━━ Exercise materials

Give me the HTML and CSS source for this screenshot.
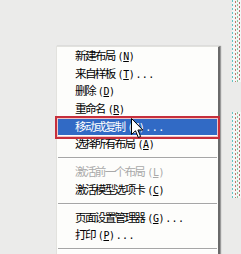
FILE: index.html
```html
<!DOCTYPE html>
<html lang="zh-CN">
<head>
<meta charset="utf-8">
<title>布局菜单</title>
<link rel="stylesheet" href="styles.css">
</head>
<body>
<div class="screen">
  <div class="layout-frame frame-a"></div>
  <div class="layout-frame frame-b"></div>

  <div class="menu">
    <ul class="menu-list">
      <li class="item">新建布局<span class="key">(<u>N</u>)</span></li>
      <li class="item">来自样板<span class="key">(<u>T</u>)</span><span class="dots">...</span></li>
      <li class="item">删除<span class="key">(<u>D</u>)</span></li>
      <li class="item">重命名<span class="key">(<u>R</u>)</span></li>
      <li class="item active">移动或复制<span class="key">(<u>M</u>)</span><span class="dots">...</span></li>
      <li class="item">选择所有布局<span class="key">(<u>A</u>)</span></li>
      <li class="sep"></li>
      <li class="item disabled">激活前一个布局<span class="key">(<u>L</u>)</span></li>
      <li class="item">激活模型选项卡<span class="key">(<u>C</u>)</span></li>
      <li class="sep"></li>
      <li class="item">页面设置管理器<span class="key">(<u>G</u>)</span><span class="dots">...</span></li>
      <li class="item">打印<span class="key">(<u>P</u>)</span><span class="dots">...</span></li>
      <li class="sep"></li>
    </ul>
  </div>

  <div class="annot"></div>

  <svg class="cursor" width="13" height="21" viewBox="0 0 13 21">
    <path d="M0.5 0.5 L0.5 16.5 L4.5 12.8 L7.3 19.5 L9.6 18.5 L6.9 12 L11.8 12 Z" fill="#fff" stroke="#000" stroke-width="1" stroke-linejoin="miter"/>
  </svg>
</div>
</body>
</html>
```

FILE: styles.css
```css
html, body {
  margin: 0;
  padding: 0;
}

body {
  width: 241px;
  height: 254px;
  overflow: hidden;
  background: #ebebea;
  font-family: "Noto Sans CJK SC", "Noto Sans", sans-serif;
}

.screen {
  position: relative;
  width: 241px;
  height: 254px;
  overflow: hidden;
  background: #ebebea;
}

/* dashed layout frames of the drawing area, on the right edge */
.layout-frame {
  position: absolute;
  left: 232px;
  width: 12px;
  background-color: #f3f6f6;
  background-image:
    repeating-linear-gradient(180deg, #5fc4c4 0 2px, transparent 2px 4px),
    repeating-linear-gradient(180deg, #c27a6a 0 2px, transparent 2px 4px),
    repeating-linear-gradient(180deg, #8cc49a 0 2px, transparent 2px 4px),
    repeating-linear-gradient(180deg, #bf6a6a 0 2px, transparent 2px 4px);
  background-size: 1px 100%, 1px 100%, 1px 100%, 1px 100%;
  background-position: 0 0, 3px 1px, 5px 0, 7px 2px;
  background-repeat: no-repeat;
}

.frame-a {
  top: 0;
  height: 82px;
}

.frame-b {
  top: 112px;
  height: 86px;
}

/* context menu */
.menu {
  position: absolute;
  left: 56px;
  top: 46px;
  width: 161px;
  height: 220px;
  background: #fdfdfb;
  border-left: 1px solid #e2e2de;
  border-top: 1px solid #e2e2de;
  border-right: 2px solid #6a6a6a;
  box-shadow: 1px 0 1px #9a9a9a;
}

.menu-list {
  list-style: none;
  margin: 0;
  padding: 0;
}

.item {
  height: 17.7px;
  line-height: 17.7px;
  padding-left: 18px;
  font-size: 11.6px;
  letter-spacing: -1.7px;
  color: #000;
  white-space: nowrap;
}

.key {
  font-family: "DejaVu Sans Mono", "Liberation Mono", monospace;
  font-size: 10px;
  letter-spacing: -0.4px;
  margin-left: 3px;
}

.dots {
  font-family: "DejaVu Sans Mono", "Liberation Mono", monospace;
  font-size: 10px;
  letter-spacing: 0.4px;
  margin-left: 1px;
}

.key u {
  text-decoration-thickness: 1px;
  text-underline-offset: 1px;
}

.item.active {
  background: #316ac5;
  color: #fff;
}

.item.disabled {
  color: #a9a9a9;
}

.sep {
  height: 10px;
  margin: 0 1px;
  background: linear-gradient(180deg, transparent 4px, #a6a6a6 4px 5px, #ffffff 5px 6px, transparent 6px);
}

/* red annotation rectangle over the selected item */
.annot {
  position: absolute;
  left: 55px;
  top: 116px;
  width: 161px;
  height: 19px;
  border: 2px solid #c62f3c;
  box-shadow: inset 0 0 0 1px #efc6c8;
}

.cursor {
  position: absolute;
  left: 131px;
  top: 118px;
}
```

━━━━
━━ Exercise materials

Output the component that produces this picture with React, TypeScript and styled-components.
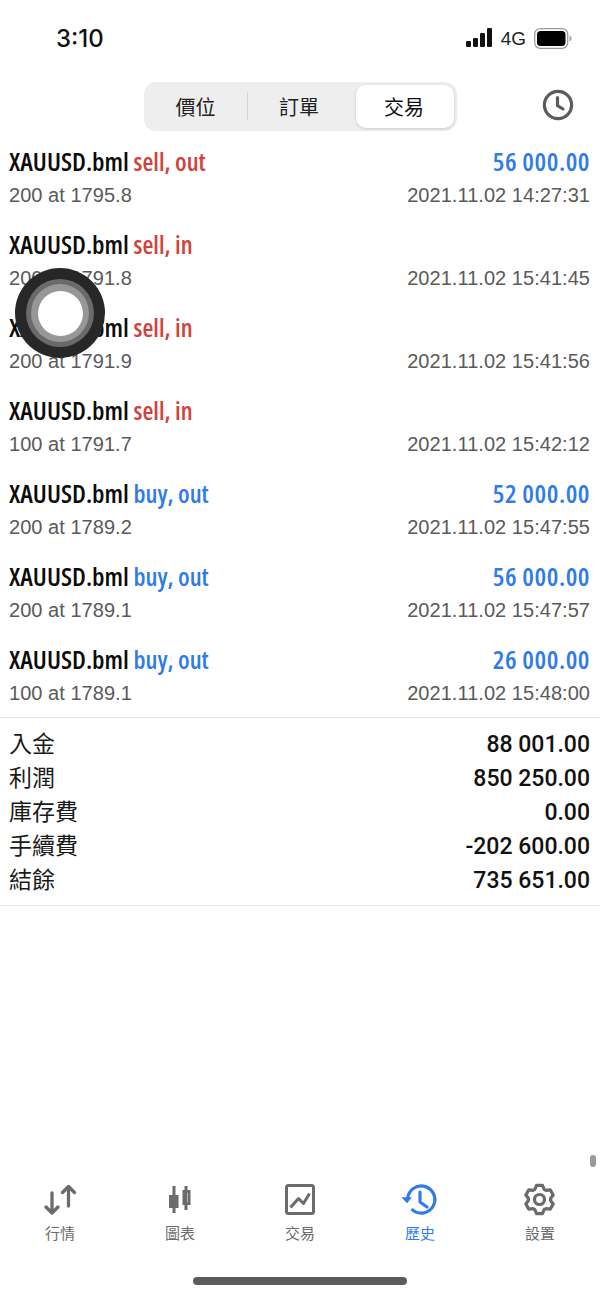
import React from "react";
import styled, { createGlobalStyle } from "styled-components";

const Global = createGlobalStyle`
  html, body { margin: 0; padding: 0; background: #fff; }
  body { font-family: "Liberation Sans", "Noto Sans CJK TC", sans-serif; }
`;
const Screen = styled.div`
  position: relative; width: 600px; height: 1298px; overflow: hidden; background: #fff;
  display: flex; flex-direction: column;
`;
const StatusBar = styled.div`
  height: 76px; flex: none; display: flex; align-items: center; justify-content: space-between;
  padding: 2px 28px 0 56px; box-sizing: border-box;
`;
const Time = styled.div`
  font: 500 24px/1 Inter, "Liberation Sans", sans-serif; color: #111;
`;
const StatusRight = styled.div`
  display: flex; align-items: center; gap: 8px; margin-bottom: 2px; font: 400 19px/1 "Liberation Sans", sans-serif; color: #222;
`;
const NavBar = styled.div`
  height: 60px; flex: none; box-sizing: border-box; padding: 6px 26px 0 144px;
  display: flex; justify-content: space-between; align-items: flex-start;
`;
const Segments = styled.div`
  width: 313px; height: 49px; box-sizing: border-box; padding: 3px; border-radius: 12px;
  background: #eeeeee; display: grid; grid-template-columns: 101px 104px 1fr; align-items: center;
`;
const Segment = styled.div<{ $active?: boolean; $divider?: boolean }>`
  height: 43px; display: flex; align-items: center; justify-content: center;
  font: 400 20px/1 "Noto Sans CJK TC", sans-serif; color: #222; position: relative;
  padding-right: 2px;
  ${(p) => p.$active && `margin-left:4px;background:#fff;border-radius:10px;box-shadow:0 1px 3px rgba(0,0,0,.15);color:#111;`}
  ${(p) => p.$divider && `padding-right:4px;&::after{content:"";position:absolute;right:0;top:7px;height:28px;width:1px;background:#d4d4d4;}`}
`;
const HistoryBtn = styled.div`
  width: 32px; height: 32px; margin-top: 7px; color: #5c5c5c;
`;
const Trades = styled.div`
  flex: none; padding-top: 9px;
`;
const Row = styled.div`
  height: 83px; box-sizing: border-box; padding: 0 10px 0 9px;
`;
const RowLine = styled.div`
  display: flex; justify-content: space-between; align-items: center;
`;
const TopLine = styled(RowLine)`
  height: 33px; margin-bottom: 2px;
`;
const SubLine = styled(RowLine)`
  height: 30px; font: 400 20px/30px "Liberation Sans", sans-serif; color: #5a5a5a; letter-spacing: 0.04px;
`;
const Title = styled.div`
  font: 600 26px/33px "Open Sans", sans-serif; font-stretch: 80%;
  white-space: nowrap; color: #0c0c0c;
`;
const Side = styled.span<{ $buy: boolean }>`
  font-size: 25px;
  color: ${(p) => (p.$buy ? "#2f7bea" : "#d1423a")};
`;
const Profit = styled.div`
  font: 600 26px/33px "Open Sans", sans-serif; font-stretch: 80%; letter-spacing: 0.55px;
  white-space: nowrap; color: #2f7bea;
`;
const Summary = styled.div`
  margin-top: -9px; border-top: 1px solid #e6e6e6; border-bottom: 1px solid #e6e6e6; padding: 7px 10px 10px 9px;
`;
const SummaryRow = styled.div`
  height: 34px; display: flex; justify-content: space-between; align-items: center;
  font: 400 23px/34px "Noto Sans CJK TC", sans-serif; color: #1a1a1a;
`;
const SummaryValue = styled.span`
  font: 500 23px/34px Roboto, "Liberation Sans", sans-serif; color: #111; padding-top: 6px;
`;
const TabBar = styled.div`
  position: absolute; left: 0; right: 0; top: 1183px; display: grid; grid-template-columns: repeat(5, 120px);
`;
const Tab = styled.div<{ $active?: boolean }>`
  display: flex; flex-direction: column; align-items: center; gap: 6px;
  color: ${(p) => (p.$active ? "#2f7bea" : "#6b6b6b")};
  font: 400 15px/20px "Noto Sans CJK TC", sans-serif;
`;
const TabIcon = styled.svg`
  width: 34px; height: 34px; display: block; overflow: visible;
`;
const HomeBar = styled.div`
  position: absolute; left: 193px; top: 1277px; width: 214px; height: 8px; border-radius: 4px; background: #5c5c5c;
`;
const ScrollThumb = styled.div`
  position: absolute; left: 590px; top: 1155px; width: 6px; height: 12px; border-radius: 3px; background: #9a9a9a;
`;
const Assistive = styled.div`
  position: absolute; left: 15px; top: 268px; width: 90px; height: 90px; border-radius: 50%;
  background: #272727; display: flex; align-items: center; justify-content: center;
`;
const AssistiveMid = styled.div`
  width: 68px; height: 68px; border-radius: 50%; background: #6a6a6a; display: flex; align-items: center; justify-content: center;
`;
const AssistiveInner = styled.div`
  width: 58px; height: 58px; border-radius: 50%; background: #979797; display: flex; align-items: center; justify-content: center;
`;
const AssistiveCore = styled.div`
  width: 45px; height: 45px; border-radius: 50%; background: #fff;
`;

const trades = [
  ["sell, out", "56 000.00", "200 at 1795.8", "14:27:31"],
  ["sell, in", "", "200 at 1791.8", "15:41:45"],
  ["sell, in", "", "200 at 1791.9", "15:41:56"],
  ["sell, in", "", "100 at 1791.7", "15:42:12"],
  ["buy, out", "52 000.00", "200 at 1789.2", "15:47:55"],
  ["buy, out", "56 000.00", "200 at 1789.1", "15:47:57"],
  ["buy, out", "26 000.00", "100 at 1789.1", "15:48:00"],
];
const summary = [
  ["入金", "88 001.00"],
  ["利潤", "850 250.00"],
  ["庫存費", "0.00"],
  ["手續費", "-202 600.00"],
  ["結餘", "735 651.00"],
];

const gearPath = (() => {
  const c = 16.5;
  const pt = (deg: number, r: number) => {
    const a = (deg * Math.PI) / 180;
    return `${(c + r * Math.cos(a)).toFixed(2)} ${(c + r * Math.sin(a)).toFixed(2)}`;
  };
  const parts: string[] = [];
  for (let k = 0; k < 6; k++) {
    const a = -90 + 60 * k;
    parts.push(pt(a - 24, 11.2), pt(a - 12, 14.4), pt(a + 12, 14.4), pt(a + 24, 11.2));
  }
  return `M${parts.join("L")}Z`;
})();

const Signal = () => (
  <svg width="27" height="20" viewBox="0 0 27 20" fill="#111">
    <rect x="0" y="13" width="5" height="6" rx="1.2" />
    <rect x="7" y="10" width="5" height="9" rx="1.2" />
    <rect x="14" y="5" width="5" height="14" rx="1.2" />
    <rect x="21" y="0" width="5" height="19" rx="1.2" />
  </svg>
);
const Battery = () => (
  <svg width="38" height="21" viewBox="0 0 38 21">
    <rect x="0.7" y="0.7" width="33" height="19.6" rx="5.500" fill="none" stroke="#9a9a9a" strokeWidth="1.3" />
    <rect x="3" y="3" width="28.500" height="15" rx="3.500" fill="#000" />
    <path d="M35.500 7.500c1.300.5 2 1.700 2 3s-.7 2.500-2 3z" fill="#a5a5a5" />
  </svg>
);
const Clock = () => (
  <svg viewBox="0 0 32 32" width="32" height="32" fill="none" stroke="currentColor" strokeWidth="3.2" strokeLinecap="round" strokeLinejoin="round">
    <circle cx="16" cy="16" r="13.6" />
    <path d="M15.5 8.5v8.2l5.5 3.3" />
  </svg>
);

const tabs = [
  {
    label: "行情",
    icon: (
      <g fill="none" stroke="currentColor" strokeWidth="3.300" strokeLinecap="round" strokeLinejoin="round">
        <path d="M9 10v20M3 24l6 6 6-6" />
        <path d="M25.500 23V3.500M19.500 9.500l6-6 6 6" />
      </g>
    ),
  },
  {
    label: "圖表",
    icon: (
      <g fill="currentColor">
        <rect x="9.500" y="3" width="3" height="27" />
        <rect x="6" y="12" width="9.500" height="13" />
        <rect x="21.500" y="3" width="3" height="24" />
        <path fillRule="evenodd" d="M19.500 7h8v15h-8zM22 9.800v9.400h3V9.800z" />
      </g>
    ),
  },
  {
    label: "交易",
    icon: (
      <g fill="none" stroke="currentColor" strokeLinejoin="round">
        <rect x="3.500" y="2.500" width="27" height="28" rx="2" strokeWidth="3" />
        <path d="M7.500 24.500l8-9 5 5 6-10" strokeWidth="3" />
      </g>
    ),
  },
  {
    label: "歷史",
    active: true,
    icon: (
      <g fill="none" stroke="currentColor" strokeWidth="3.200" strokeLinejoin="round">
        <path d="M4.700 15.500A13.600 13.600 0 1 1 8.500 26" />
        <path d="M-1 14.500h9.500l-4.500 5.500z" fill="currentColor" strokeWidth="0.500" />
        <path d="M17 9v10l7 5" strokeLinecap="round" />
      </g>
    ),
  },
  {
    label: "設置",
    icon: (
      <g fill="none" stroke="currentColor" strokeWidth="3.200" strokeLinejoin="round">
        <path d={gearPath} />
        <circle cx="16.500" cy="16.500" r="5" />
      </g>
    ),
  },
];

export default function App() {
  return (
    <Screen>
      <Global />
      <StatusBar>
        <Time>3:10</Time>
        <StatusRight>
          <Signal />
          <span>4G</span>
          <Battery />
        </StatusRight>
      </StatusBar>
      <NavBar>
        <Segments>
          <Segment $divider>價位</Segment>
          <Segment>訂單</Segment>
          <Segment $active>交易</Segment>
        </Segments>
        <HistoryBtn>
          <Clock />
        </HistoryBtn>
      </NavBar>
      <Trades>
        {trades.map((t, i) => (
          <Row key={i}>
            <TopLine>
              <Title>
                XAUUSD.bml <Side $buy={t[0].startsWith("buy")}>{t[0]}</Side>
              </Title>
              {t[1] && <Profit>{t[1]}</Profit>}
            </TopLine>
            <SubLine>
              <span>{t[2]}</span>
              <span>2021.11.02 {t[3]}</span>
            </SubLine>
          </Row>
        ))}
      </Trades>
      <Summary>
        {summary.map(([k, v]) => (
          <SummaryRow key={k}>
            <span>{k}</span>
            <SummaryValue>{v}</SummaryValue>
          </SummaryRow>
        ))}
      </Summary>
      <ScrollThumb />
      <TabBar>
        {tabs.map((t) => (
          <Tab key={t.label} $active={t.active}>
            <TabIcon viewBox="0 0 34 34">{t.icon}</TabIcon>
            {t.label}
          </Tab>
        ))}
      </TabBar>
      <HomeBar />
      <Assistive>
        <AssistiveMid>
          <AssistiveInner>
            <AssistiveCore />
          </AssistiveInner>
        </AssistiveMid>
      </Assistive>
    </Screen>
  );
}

━━━━

#### [Aim of the task]
Only a number is wanted: how many lines contain "this"?

#### [Full answer]
2